Competitiveness
When you click on the “Analytics” command in DRA 2020, the “Competitiveness” section helps you understand the degree to which the map is competitive.
You’ll see three parts.
Metric
The first part presents the metric:
In contrast to the note in district Statistics that simply counts the number of districts that fall in the 45–55% range, this metric uses a probability distribution to estimate the competitiveness of districts.
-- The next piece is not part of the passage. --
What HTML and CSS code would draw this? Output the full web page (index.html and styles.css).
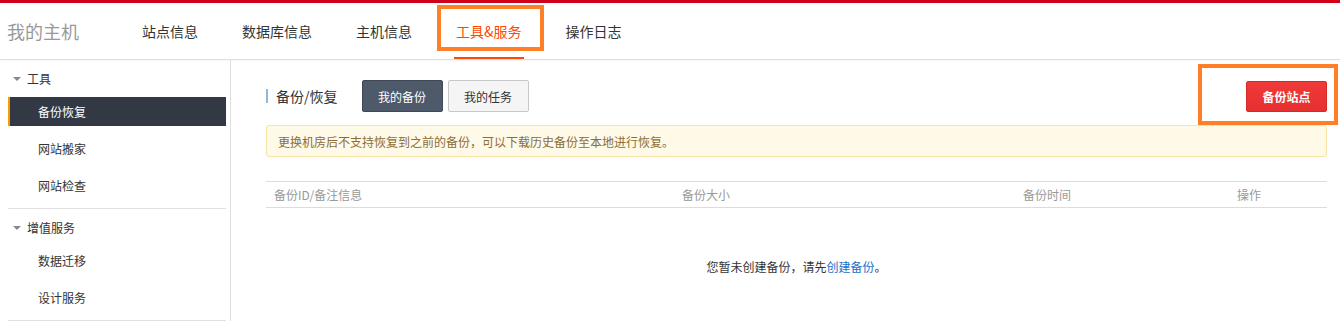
FILE: index.html
```html
<html>
<head>
    <meta charset="utf-8">
    <link rel="stylesheet" href="styles.css">
</head>
<body>
    <div class="topbar"></div>
    <div class="header">
        <div class="brand">我的主机</div>
        <ul class="nav">
            <li class="nav-item">站点信息</li>
            <li class="nav-item">数据库信息</li>
            <li class="nav-item">主机信息</li>
            <li class="nav-item active">工具&amp;服务<span class="mark mark-nav"></span></li>
            <li class="nav-item">操作日志</li>
        </ul>
    </div>
    <div class="main">
        <div class="sidebar">
            <div class="group">
                <div class="group-title"><i class="caret"></i>工具</div>
                <div class="side-item current">备份恢复</div>
                <div class="side-item">网站搬家</div>
                <div class="side-item">网站检查</div>
            </div>
            <div class="group">
                <div class="group-title"><i class="caret"></i>增值服务</div>
                <div class="side-item">数据迁移</div>
                <div class="side-item">设计服务</div>
            </div>
        </div>
        <div class="content">
            <div class="toolbar">
                <div class="page-title">备份/恢复</div>
                <div class="tabs">
                    <button class="tab tab-on">我的备份</button>
                    <button class="tab">我的任务</button>
                </div>
                <div class="actions">
                    <button class="btn-red">备份站点</button>
                    <span class="mark mark-btn"></span>
                </div>
            </div>
            <div class="notice">更换机房后不支持恢复到之前的备份，可以下载历史备份至本地进行恢复。</div>
            <div class="table">
                <div class="thead">
                    <div class="th">备份ID/备注信息</div>
                    <div class="th">备份大小</div>
                    <div class="th">备份时间</div>
                    <div class="th">操作</div>
                </div>
                <div class="empty">您暂未创建备份，请先<a href="#" class="link">创建备份</a>。</div>
            </div>
        </div>
    </div>
</body>
</html>
```

FILE: styles.css
```css
body {
    margin: 0;
    font-family: "Noto Sans CJK SC", "Liberation Sans", sans-serif;
    font-size: 12px;
    color: #333;
    background-color: #fff;
}

.topbar {
    height: 3px;
    background-color: #d0021b;
}

.header {
    display: flex;
    align-items: center;
    height: 56px;
    border-bottom: 1px solid #dedede;
    box-shadow: 0 1px 2px rgba(0, 0, 0, 0.04);
}

.brand {
    width: 113px;
    padding-left: 7px;
    font-size: 18px;
    color: #999;
}

.nav {
    display: flex;
    height: 100%;
    margin: 0;
    padding: 0;
    list-style: none;
}

.nav-item {
    position: relative;
    display: flex;
    align-items: center;
    padding: 0 22px;
    font-size: 14px;
    color: #333;
}

.nav-item.active {
    color: #ff4a00;
}

.nav-item.active::after {
    content: "";
    position: absolute;
    left: 20px;
    right: 20px;
    bottom: 0;
    height: 2px;
    background-color: #ff4a00;
}

/* orange highlight frames */
.mark {
    position: absolute;
    border: 4px solid #ff7f27;
    pointer-events: none;
}

.mark-nav {
    left: 3px;
    right: 0;
    top: 2px;
    bottom: 8px;
}

.mark-btn {
    left: -48px;
    right: -11px;
    top: -17px;
    bottom: -13px;
}

.main {
    display: flex;
}

.sidebar {
    width: 222px;
    padding-left: 8px;
    border-right: 1px solid #e0e0e0;
}

.group {
    border-bottom: 1px solid #e0e0e0;
    width: 218px;
    padding-bottom: 8px;
}

.group-title {
    display: flex;
    align-items: center;
    height: 37px;
    padding-left: 5px;
    font-size: 12px;
}

.caret {
    width: 0;
    height: 0;
    margin-right: 6px;
    border-left: 4px solid transparent;
    border-right: 4px solid transparent;
    border-top: 4px solid #888;
}

.side-item {
    display: flex;
    align-items: center;
    height: 29px;
    padding-left: 30px;
    margin-bottom: 8px;
}

.side-item:last-child {
    margin-bottom: 0;
}

.side-item.current {
    padding-left: 28px;
    border-left: 2px solid #ff9900;
    background-color: #323844;
    color: #fff;
}

.content {
    flex: 1;
    padding: 20px 13px 0 35px;
}

.toolbar {
    display: flex;
    align-items: center;
    height: 32px;
}

.page-title {
    display: flex;
    align-items: center;
    height: 14px;
    padding-left: 8px;
    border-left: 2px solid #8cb9de;
    font-size: 14px;
}

.tabs {
    display: flex;
    gap: 5px;
    margin-left: 24px;
}

.tab {
    width: 81px;
    height: 32px;
    padding: 0;
    border: 1px solid #c8c8c8;
    border-radius: 2px;
    background-color: #f5f5f5;
    font-family: inherit;
    font-size: 12px;
    color: #333;
}

.tab-on {
    border-color: #3e4857;
    background-color: #4e596a;
    color: #fff;
}

.actions {
    position: relative;
    margin-left: auto;
}

.btn-red {
    display: block;
    width: 81px;
    height: 31px;
    padding: 0;
    border: 1px solid #d7282a;
    border-radius: 2px;
    background: linear-gradient(#f03a3a, #e62f2f);
    font-family: inherit;
    font-size: 12px;
    font-weight: bold;
    color: #fff;
}

.notice {
    display: flex;
    align-items: center;
    height: 30px;
    margin-top: 13px;
    padding-left: 11px;
    border: 1px solid #f8e3a6;
    border-radius: 3px;
    background-color: #fffae8;
    color: #8a6d3b;
}

.table {
    margin-top: 24px;
}

.thead {
    display: grid;
    grid-template-columns: 408px 341px 214px 1fr;
    height: 25px;
    border-top: 1px solid #dcdcdc;
    border-bottom: 1px solid #dcdcdc;
}

.th {
    display: flex;
    align-items: center;
    padding-left: 8px;
    color: #999;
}

.empty {
    padding-top: 50px;
    text-align: center;
    line-height: 18px;
}

.link {
    color: #1a6fc9;
    text-decoration: none;
}
```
The tails of that distribution approach zero at 40% and 60%.¹
Rating
The second part presents the rating:
Using historical data and ideal values — an ideally competitive set of districts has a ~75% competitiveness² — the rating normalizes the raw measure to a [0–100] scale where bigger is better.³ The thermometer shows that rating which is further categorized below using a 5-point scale.
Notes
The third part explains what is described above about how competitiveness is evaluated here.
Methodology
To estimate the partisan characteristics of a map, we use:
- A composite of statewide elections, and
- Fractional seat probabilities instead of all-or-nothing accounting, except as noted.
Footnotes
- For details on the probability function, see this white paper.
- For example, see the hypothetical “Competitive” plan in A comparison of partisan-gerrymandering measures (Warrington, 2019).
- For more details and context, see Ratings: Deep Dive.